When my diagnosis was changed from Parkinson’s, which is progressive, to Essential Myoclonus, which is not, we decided to see if we could improve our term life insurance policy rates, and also see if we qualified for Long Term Care insurance. The preliminary review from both looked promising, so we asked our financial adviser to proceed.
Well, the life insurance folks said wait 6 months from the new diagnosis, which seems reasonable.
The lady who handles the LTC accounts seemed optimistic, despite hubby’s cancer history and my neurological history. But she called yesterday to say that they would not insure me. She said it was not the diagnosis, but what the doctors had written that precluded insuring me. Grrrrr!!! Yuck!!! Dradit!!!

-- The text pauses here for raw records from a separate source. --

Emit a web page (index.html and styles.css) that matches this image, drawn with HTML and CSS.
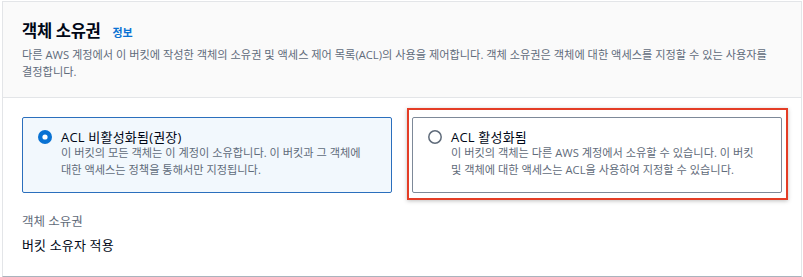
FILE: index.html
```html
<!DOCTYPE html>
<html>
<head>
    <title>객체 소유권</title>
    <link rel="stylesheet" href="styles.css">
</head>
<body>
<div class="panel">
    <div class="panel-header">
        <div class="title-row">
            <h2 class="title">객체 소유권</h2>
            <a class="info" href="#">정보</a>
        </div>
        <p class="desc">다른 AWS 계정에서 이 버킷에 작성한 객체의 소유권 및 액세스 제어 목록(ACL)의 사용을 제어합니다. 객체 소유권은 객체에 대한 액세스를 지정할 수 있는 사용자를 결정합니다.</p>
    </div>

    <div class="panel-body">
        <div class="tiles">
            <div class="tile selected">
                <svg class="radio" width="14" height="14" viewBox="0 0 14 14">
                    <circle cx="7" cy="7" r="7" fill="#0972d3"/>
                    <circle cx="7" cy="7" r="2.6" fill="#fff"/>
                </svg>
                <div class="tile-text">
                    <div class="tile-title">ACL 비활성화됨(권장)</div>
                    <div class="tile-desc">이 버킷의 모든 객체는 이 계정이 소유합니다. 이 버킷과 그 객체에 대한 액세스는 정책을 통해서만 지정됩니다.</div>
                </div>
            </div>
            <div class="tile marked">
                <svg class="radio" width="14" height="14" viewBox="0 0 14 14">
                    <circle cx="7" cy="7" r="6.2" fill="#fff" stroke="#5f6b7a" stroke-width="1.5"/>
                </svg>
                <div class="tile-text">
                    <div class="tile-title">ACL 활성화됨</div>
                    <div class="tile-desc">이 버킷의 객체는 다른 AWS 계정에서 소유할 수 있습니다. 이 버킷 및 객체에 대한 액세스는 ACL을 사용하여 지정할 수 있습니다.</div>
                </div>
                <div class="highlight"></div>
            </div>
        </div>

        <div class="field-label">객체 소유권</div>
        <div class="field-value">버킷 소유자 적용</div>
    </div>
</div>
</body>
</html>
```

FILE: styles.css
```css
* {
    padding: 0;
    margin: 0;
    box-sizing: border-box;
}

body {
    background-color: #ffffff;
    font-family: "Open Sans", "Noto Sans CJK KR", sans-serif;
    color: #000716;
    word-break: keep-all;
}

.panel {
    margin: 1px 1px 0 2px;
    border: 1px solid #e3e5e8;
    border-bottom-color: #aab3bd;
    background-color: #ffffff;
}

.panel-header {
    background-color: #fafafa;
    padding: 18px 19px 17px;
    border-bottom: 1px solid #e3e5e8;
}

.title-row {
    display: flex;
    align-items: baseline;
    gap: 12px;
}

.title {
    font-size: 16.5px;
    line-height: 22px;
    font-weight: 700;
    letter-spacing: -0.3px;
}

.info {
    font-size: 11px;
    font-weight: 700;
    color: #0972d3; /* link blue */
    text-decoration: none;
}

.desc {
    margin-top: 4px;
    font-size: 11.2px;
    line-height: 17px;
    color: #5f6b7a;
}

.panel-body {
    padding: 19px 19px 21px;
}

.tiles {
    display: grid;
    grid-template-columns: repeat(2, 1fr);
    gap: 20px;
}

.tile {
    position: relative;
    display: flex;
    align-items: flex-start;
    gap: 9px;
    height: 76px;
    padding: 12px 15px 0 15px;
    border: 1px solid #7d8998;
    border-radius: 2px;
    background-color: #ffffff;
}

.tile.selected {
    border-color: #2b6fbd;
    background-color: #f2f8fd;
}

.radio {
    flex: none;
}

.tile-title {
    font-size: 13px;
    line-height: 14px;
    letter-spacing: 0.2px;
}

.tile-desc {
    font-size: 11.2px;
    line-height: 17px;
    color: #5f6b7a;
}

/* red annotation frame around the second option */
.highlight {
    position: absolute;
    top: -10px;
    left: -6px;
    right: -7px;
    bottom: -8px;
    border: 2px solid #e43d26;
    box-shadow: 0 1px 4px rgba(0, 0, 0, 0.25);
    pointer-events: none;
}

.field-label {
    margin-top: 20px;
    font-size: 12.5px;
    line-height: 18px;
    color: #5f6b7a;
}

.field-value {
    margin-top: 4px;
    font-size: 13px;
    line-height: 20px;
    letter-spacing: 0.15px;
}
```
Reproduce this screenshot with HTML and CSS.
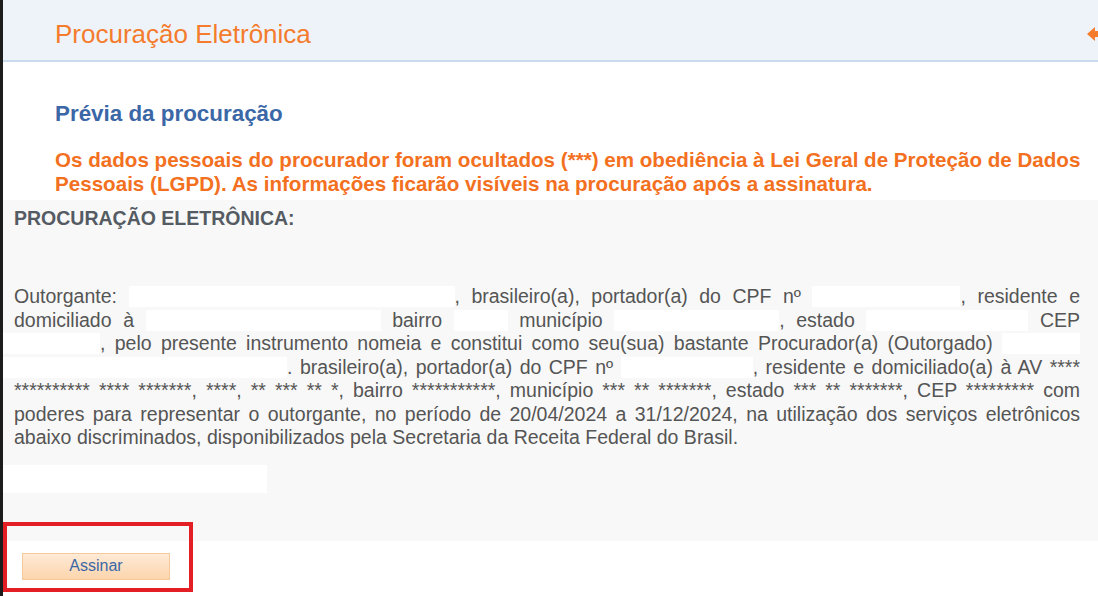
FILE: index.html
```html
<!DOCTYPE html>
<html lang="pt-BR">
<head>
<meta charset="utf-8">
<title>Procuração Eletrônica</title>
<link rel="stylesheet" href="styles.css">
</head>
<body>
<div class="page">
  <header class="topbar">
    <h1 class="title">Procuração Eletrônica</h1>
    <svg class="back" width="22" height="16" viewBox="0 0 22 16" aria-hidden="true">
      <path d="M0 8 L8 1 L8 5 L18 5 L18 11 L8 11 L8 15 Z" fill="#f47c2c"/>
    </svg>
  </header>

  <section class="intro">
    <h2 class="subtitle">Prévia da procuração</h2>
    <p class="warning">Os dados pessoais do procurador foram ocultados (***) em obediência à Lei Geral de Proteção de Dados Pessoais (LGPD). As informações ficarão visíveis na procuração após a assinatura.</p>
  </section>

  <section class="doc">
    <h3 class="doc-title">PROCURAÇÃO ELETRÔNICA:</h3>
    <div class="doc-text">
      <div class="ln">Outorgante: <span class="rd w1a"></span>, brasileiro(a), portador(a) do CPF nº <span class="rd w1b"></span>, residente e</div>
      <div class="ln">domiciliado à <span class="rd w2a"></span> bairro <span class="rd w2b"></span> município <span class="rd w2c"></span>, estado <span class="rd w2d"></span> CEP</div>
      <div class="ln"><span class="rd w3a"></span>, pelo presente instrumento nomeia e constitui como seu(sua) bastante Procurador(a) (Outorgado) <span class="rd w3b"></span></div>
      <div class="ln"><span class="rd w4a"></span>. brasileiro(a), portador(a) do CPF nº <span class="rd w4b"></span>, residente e domiciliado(a) à AV ****</div>
      <div class="ln">********** **** *******, ****, ** *** ** *, bairro ***********, município *** ** *******, estado *** ** *******, CEP ********* com</div>
      <div class="ln">poderes para representar o outorgante, no período de 20/04/2024 a 31/12/2024, na utilização dos serviços eletrônicos</div>
      <div class="ln last">abaixo discriminados, disponibilizados pela Secretaria da Receita Federal do Brasil.</div>
    </div>
    <div class="signature-blank"></div>
  </section>

  <div class="actions">
    <button class="btn" type="button">Assinar</button>
    <div class="highlight"></div>
  </div>
</div>
</body>
</html>
```

FILE: styles.css
```css
html, body {
  margin: 0;
  padding: 0;
  background: #ffffff;
}

body {
  font-family: "Liberation Sans", Arial, sans-serif;
  border-left: 3px solid #1c1c1c;
  min-height: 596px;
  box-sizing: border-box;
  overflow: hidden;
}

.page {
  position: relative;
}

.topbar {
  height: 60px;
  background: #eef3f9;
  border-bottom: 2px solid #c9dcef;
  display: flex;
  align-items: center;
  justify-content: space-between;
  padding-left: 52px;
  overflow: hidden;
}

.title {
  margin: 0;
  font-weight: normal;
  font-size: 26px;
  line-height: 30px;
  color: #f47c2c;
  padding-top: 8px;
}

.back {
  margin-right: -11px;
  margin-top: 8px;
}

.intro {
  padding: 40px 8px 0 52px;
}

.subtitle {
  margin: 0;
  font-size: 22.4px;
  font-weight: bold;
  color: #3b67a6;
  line-height: 24px;
}

.warning {
  margin: 22px 0 0 0;
  font-size: 20.6px;
  font-weight: bold;
  color: #f37021;
  line-height: 24px;
}

.doc {
  background: #f8f8f8;
  margin-top: 4px;
  padding: 8px 18px 48px 11px;
}

.doc-title {
  margin: 0;
  font-size: 19.5px;
  font-weight: bold;
  color: #555b63;
  line-height: 20px;
}

.doc-text {
  margin-top: 57px;
  font-size: 19.5px;
  color: #555555;
  line-height: 23.5px;
}

.ln {
  text-align: justify;
  text-align-last: justify;
  white-space: nowrap;
}

.ln.last {
  text-align-last: left;
}

.rd {
  display: inline-block;
  height: 21px;
  background: #ffffff;
  vertical-align: -4px;
}

.w1a { width: 326px; }
.w1b { width: 148px; }
.w2a { width: 235px; }
.w2b { width: 54px; }
.w2c { width: 165px; }
.w2d { width: 162px; }
.w3a { width: 86px; margin-left: -11px; padding-left: 11px; }
.w3b { width: 78px; }
.w4a { width: 273px; margin-left: -11px; padding-left: 11px; }
.w4b { width: 132px; }

.signature-blank {
  margin: 15px 0 0 -11px;
  width: 264px;
  height: 28px;
  background: #ffffff;
}

.actions {
  position: relative;
  padding: 12px 0 16px 19px;
}

.btn {
  width: 148px;
  height: 27px;
  font-family: "Liberation Sans", Arial, sans-serif;
  font-size: 16px;
  color: #3b67a6;
  background: linear-gradient(#feead6, #fcd5ad);
  border: 1px solid #f6c99b;
  border-radius: 0;
  padding: 0;
}

.highlight {
  position: absolute;
  left: 0;
  top: -19px;
  width: 182px;
  height: 62px;
  border: 4px solid #e41e25;
}
```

I’ve asked her to fax the report from the doctors to me that caused the rejection. Not a happy camper at all about that, and wondering what in the world they said that alarmed the insurance folks. Plus, that doesn’t sound hopeful for reducing my rates on life insurance, either.
We had a wonderful time visiting with our younger daughter on her birthday. She got off work, and we just hung around and enjoyed each other’s company. We took her out to lunch and even went to a few thrift stores – she’s just as addicted as we are! LOL!!
I had done the dumb stunt again this month and forgotten that my Primidone prescription doesn’t run out at the same time I order all the others. So I had to really scrimp and stretch between doses to get back home before I was entirely out. So I asked hubby to see if our pharmacist would sell us 10 extra pills, so it would coincide with the rest of my order. He gave him the pills! Said we were such good customers that it was the least he could do. Granted, these are not expensive pills, but I was still floored!!! I plan to go thank him in person the next time we’re out.
And we sold one of our finds from Monday to a family who had been searching for it for a long time. I recognized it the moment I saw it and couldn’t wait to let them know it had been found.
So as always, I choose to enjoy the happy moments that come, but can still get freaked out by all the changes this disorder has caused in our lives.